Le fait qu'en mars 2013 le président Abdullah Gül ait ratifié un accord-cadre de coopération militaire avec le Soudan en 2011 suggère qu'Ankara cherche probablement à réduire la dépendance de Khartoum à l'égard d'autres acteurs, principalement l'Iran. La réaction négative du ministre soudanais des Affaires étrangères Ali Karti à l'accostage de navires de guerre iraniens à Port-Soudan en octobre 2012 était apparemment une tentative soigneusement formulée pour démontrer l'influence limitée de l'Iran et l'ouverture du Soudan à des options alternatives.
Compte tenu du ralentissement économique en Europe, de la crise syrienne et de la concurrence croissante sur leurs marchés traditionnels du Moyen-Orient, les exportateurs et investisseurs turcs lorgnent sur d'éventuelles niches au Soudan. Compte tenu du volume modeste des échanges bilatéraux par rapport aux autres partenaires économiques soudanais (États du Golfe, Chine, Égypte et Inde), Ankara n'est pas en mesure de les concurrencer directement. Cependant, la Turquie a encore la possibilité d'investir dans l'agriculture, l'alimentation, les industries textiles et minières (en particulier dans la production d'or), et d'obtenir des contrats dans les secteurs de la construction et des infrastructures. Il est également probable que la Turquie tentera de réintroduire son initiative d’accueillir une conférence sur les investissements au Soudan.
Les efforts de l'Agence turque de coopération internationale et de développement (TIKA) et des ONG sont considérés par le gouvernement comme un élément important d'une stratégie bien coordonnée et centralisée visant à conquérir le cœur des Soudanais ordinaires et à renforcer la visibilité de la Turquie dans le pays. La campagne humanitaire au Soudan est susceptible de renforcer la capacité de la Turquie à fournir une aide au développement et à élaborer une alternative aux politiques humanitaires occidentales traditionnelles.
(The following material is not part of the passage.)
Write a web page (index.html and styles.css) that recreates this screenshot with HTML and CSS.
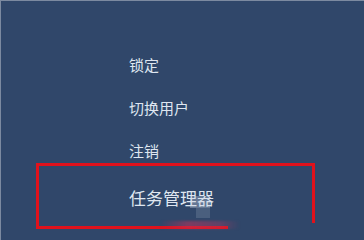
FILE: index.html
```html
<!DOCTYPE html>
<html lang="zh">
<head>
<meta charset="utf-8">
<link rel="stylesheet" href="styles.css">
</head>
<body>
<div class="screen">
  <ul class="menu">
    <li class="item">锁定</li>
    <li class="item">切换用户</li>
    <li class="item">注销</li>
    <li class="item item-big">任务管理器</li>
  </ul>
  <div class="mark-box"></div>
  <div class="mark-right"></div>
  <div class="mark-bottom"></div>
  <div class="mark-streak"></div>
  <div class="blur-a"></div>
  <div class="blur-b"></div>
</div>
</body>
</html>
```
FILE: styles.css
```css
html, body {
  margin: 0;
  padding: 0;
}
body {
  background: #30476a;
}
.screen {
  position: relative;
  width: 364px;
  height: 240px;
  overflow: hidden;
  background: #30476a;
  box-shadow: inset 1px 1px 0 #7c8aa0;
}
.menu {
  list-style: none;
  margin: 0;
  padding: 43px 0 0 129px;
  display: flex;
  flex-direction: column;
  font-family: "Noto Sans CJK SC", "Noto Sans", sans-serif;
  color: #dfe6f0;
}
.item {
  height: 43px;
  line-height: 43px;
  font-size: 15px;
}
.item-big {
  margin-top: 4px;
  font-size: 17px;
}
.mark-box {
  position: absolute;
  left: 36px;
  top: 163px;
  width: 276px;
  height: 63px;
  border-top: 3px solid #e0121c;
  border-left: 3px solid #e0121c;
  box-sizing: content-box;
}
.mark-right {
  position: absolute;
  left: 312px;
  top: 163px;
  width: 3px;
  height: 60px;
  background: #e0121c;
}
.mark-bottom {
  position: absolute;
  left: 36px;
  top: 226px;
  width: 192px;
  height: 3px;
  background: #e0121c;
}
.mark-streak {
  position: absolute;
  left: 160px;
  top: 221px;
  width: 80px;
  height: 8px;
  background: linear-gradient(90deg, rgba(200, 40, 80, 0) 0%, rgba(190, 50, 90, 0.55) 35%, rgba(180, 60, 100, 0.35) 75%, rgba(180, 60, 100, 0) 100%);
  filter: blur(1px);
}
.blur-a {
  position: absolute;
  left: 190px;
  top: 196px;
  width: 20px;
  height: 12px;
  background: rgba(200, 210, 225, 0.35);
}
.blur-b {
  position: absolute;
  left: 196px;
  top: 208px;
  width: 14px;
  height: 10px;
  background: rgba(170, 180, 200, 0.22);
}
```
Bien que le Soudan soit moins visible dans les médias nationaux que d'autres acteurs internationaux, les sondages d'opinion montrent que le public turc croit fermement que la combinaison turque d'islam modéré, de démocratie et d'entrepreneuriat offre un modèle pour le Soudan. Ce point de vue est encore renforcé par des sentiments profondément enracinés dans le passé ottoman commun des deux pays.
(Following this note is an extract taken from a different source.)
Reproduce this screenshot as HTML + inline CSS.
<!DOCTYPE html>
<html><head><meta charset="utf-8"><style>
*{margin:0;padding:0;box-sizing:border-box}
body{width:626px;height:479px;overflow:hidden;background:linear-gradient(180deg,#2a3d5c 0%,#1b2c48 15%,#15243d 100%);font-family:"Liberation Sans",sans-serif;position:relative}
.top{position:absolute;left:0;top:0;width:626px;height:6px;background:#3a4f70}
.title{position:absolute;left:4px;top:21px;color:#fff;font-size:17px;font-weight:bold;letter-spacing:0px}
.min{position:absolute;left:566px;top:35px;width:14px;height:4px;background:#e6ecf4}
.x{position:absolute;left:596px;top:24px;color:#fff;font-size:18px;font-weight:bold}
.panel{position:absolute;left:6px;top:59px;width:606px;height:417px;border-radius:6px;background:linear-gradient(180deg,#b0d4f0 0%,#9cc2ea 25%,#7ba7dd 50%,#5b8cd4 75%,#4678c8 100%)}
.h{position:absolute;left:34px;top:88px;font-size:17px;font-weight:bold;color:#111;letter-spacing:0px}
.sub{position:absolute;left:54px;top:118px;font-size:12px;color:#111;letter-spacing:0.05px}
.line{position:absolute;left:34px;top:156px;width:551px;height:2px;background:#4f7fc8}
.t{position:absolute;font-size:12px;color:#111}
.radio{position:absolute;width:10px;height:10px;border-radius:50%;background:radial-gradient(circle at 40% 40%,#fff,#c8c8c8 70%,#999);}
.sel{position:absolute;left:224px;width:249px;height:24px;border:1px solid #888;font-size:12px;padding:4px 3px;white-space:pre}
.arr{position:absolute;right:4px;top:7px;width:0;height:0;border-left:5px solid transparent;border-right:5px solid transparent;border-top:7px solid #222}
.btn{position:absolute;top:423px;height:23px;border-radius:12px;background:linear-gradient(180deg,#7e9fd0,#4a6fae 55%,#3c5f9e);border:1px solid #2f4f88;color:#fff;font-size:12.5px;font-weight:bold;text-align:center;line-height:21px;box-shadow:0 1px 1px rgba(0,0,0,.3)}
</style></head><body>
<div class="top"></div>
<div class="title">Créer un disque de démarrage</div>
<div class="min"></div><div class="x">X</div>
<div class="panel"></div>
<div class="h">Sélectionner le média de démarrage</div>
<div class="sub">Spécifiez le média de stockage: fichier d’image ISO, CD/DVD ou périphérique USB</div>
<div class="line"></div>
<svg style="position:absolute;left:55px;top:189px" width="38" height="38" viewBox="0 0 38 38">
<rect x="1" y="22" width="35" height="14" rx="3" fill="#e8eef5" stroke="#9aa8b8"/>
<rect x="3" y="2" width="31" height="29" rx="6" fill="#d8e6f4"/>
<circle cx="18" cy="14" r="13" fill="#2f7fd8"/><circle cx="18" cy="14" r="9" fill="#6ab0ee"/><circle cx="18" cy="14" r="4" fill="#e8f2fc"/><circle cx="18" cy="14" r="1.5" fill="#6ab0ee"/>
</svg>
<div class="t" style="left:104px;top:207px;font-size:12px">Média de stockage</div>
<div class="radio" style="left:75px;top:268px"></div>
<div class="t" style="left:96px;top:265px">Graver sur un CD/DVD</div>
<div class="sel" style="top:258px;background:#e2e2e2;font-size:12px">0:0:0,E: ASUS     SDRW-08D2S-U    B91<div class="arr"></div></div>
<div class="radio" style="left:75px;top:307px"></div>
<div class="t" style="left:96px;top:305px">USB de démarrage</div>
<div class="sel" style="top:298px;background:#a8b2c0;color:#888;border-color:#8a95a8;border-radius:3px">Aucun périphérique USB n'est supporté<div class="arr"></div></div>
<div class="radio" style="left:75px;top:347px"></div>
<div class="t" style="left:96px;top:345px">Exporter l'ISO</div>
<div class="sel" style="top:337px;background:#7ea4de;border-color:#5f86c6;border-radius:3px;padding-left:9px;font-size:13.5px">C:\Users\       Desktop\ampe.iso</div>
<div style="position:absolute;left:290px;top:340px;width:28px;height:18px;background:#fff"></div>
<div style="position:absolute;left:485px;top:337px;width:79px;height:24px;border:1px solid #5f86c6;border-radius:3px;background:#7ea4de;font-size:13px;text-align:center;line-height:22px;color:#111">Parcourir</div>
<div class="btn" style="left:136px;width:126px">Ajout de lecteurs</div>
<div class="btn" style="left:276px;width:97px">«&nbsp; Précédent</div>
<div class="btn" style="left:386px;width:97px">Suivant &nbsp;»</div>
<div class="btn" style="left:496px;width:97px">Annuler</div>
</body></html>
Il existe certainement un consensus parmi l’opinion publique et les partis politiques turcs sur la nécessité de renforcer les liens économiques avec le Soudan et l’aide humanitaire, en particulier au Darfour. Comme indiqué précédemment, le gouvernement semble également désireux d’établir des liens militaires avec Khartoum. Toutefois, lorsqu’il s’agit de contacts politiques, la situation est plus complexe. Le parti au pouvoir a été critiqué pour être allé trop loin en courtisant Bashir et d’autres hauts responsables malgré leur historique de violations des droits humains. Les critiques soutiennent également qu’en réalité la Turquie n’a pas la capacité de négocier avec succès le différend entre le Soudan et le Soudan du Sud et que le pays devrait adopter une position plus réservée étant donné sa capacité limitée à influencer la situation sur le terrain.